• Material
==========

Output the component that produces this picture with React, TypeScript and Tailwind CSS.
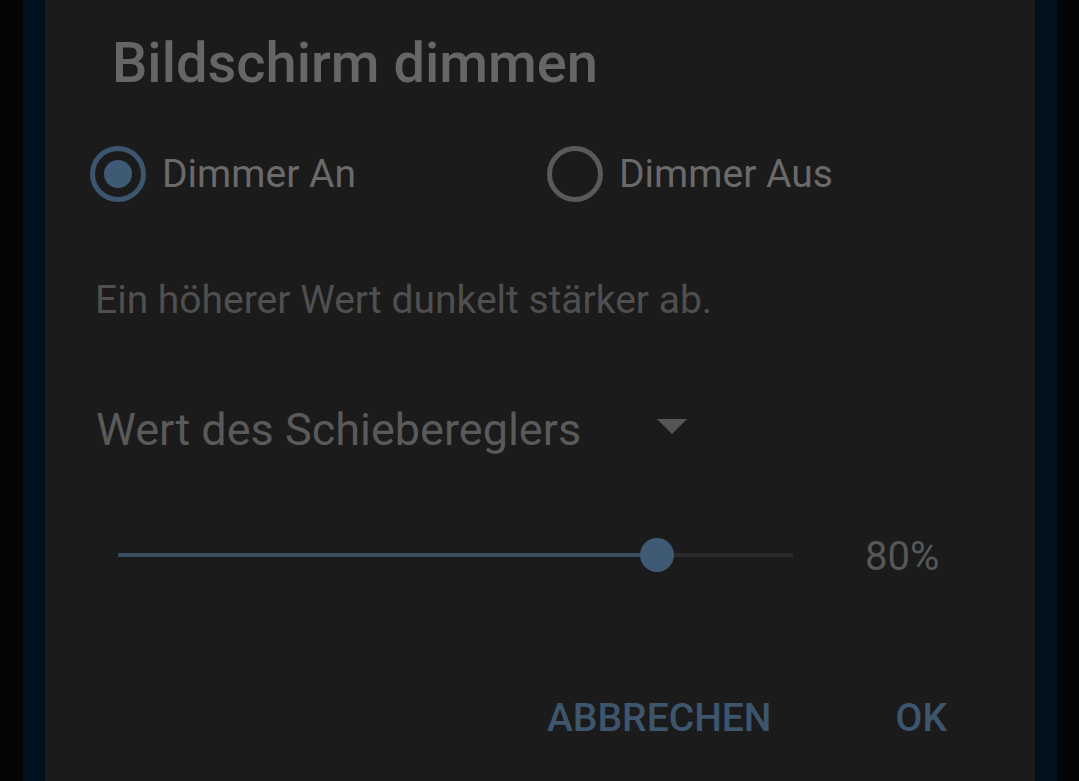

==========

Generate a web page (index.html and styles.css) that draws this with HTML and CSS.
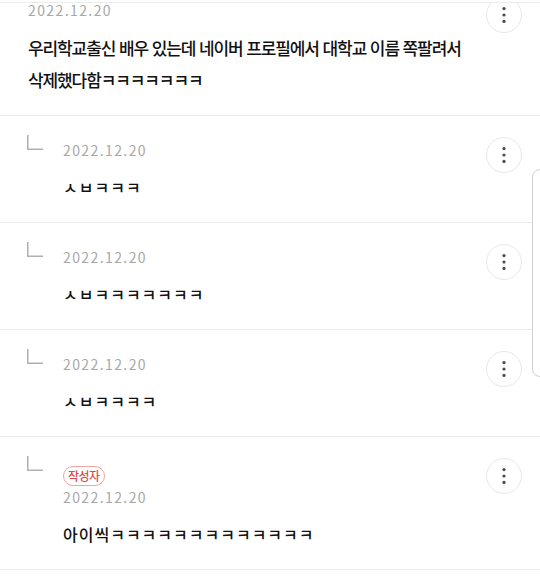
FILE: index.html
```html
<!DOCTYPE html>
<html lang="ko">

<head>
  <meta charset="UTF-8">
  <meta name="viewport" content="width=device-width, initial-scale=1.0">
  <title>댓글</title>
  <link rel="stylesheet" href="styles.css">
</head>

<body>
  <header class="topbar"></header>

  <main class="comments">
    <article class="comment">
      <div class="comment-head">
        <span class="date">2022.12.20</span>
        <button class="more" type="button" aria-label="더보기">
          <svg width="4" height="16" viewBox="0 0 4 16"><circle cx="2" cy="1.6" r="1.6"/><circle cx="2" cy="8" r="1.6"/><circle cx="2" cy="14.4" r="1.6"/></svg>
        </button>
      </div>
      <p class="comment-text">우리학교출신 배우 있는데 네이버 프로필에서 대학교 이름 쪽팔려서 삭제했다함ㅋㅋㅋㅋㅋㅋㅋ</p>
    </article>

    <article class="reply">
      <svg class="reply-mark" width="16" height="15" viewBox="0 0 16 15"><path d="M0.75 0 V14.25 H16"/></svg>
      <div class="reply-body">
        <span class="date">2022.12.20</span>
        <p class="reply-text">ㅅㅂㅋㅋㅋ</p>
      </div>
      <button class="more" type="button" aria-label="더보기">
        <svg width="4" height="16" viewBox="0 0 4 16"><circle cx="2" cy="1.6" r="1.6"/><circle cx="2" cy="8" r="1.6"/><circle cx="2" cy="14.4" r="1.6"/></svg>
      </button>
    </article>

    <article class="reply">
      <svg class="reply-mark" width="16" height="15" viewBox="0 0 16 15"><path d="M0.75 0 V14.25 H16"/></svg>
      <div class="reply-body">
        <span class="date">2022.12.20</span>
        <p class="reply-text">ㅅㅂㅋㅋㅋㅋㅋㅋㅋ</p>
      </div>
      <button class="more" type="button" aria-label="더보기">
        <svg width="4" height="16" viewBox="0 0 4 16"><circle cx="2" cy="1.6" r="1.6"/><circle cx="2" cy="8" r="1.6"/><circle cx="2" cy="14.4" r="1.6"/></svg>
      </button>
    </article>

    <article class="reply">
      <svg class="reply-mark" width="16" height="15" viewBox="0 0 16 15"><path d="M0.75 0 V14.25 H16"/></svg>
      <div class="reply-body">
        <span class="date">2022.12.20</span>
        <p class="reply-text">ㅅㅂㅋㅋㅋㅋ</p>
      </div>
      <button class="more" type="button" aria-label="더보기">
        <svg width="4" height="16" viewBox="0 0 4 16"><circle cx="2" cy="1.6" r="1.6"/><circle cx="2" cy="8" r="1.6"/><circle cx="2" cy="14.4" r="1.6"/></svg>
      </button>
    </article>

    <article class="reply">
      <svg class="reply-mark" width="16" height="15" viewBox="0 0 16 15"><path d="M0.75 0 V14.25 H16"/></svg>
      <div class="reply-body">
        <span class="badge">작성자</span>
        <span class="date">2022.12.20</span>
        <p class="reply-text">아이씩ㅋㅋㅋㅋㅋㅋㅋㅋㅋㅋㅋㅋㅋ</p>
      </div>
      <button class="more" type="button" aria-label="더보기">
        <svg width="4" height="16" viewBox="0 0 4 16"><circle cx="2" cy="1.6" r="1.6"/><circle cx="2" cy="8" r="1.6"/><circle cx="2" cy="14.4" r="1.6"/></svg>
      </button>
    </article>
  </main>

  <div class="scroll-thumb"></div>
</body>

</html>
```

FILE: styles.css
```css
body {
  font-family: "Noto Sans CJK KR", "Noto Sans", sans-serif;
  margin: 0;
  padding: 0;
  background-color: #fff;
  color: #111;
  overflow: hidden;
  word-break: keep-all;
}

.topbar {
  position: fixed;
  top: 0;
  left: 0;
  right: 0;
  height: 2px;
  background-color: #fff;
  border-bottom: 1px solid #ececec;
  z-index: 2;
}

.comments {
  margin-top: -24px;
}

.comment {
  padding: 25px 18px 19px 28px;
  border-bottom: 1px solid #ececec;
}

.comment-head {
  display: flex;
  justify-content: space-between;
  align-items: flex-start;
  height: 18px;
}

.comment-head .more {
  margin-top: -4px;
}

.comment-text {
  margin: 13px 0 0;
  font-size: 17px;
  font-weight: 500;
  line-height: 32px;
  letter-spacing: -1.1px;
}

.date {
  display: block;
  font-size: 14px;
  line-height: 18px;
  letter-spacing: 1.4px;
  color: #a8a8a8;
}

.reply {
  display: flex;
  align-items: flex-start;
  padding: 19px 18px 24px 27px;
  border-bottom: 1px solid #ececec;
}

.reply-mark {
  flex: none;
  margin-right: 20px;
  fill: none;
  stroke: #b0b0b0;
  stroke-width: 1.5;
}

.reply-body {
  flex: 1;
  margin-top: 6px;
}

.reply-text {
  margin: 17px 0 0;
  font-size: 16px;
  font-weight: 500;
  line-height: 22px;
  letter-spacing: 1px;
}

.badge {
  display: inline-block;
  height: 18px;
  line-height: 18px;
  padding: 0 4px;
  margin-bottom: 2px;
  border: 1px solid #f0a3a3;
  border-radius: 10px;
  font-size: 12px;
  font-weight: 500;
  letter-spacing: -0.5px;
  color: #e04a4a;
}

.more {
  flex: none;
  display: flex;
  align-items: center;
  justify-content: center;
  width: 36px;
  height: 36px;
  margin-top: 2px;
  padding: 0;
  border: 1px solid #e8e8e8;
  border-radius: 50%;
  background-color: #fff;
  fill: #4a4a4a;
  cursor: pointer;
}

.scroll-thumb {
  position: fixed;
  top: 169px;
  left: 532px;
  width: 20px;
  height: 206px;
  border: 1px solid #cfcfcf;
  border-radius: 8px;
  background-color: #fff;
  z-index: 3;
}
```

==========

• Set exercise
Exactly how many lines in the data above contain the word "index"? Respond with the number and nothing more.

• Task result
4